If we were, as the Government seems to believe, free to interpret statutes as becoming inoperative when they approach constitutional limits, we would be able to spare ourselves the necessity of ever finding a statute unconstitutional as applied. And the doctrine that statutes should be construed to contain substantive dispositions that do not raise constitutional difficulty would be a thing of the past; no need for such caution, since whatever the substantive dispositions are they become inoperative when constitutional limits are approached. That is not the legal world we live in. The canon of constitutional avoidance comes into play only when, after the application of ordinary textual analysis, the statute is found to be susceptible of more than one construction; and the canon functions as a means of choosing between them.

Here, Walker is anticipating an argument he reasons the government will make to try to squirm out of their vagueness hole and, again, after giving them a full opportunity to brief it, he appears ready to bite them.
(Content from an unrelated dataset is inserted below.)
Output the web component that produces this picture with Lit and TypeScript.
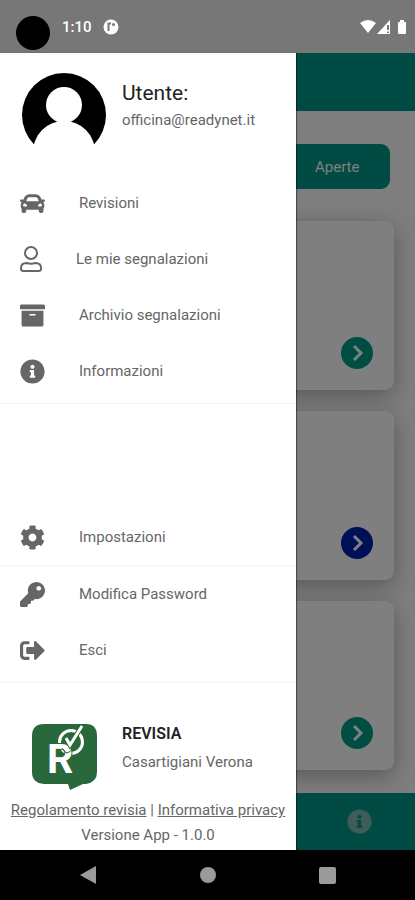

The Clark argument they will try is to say, in simple terms, "Gee judge, if you can’t tell what the parameters of the statute are, you can just assume they are whatever could be appropriate right up to the Constitutional extreme". I don’t think Vaughn Walker thinks that is going to fly in this case. Neither do I.

Ladies and gentlemen, Vaughn Walker is on a mission. As most of you know, I have thought that was the case for quite some time now. But jeebus, and seriously, I have rarely, if ever, seen a judge more on top of a subject, loaded for bear and out in front of a case as we see here. It is awesome and impressive. He is anticipating what the parties are going to argue and how appellate courts are going to rule in the next set of appeals, all from a pre-trial posture. He is treating this case with the respect, depth and care that it deserves because nothing short of our Constitution and Fourth Amendment thereto is at issue. There are precious few bright lights in the dark field of justice these days; irrespective of how it all plays out in the end, so far this sure looks like one of them.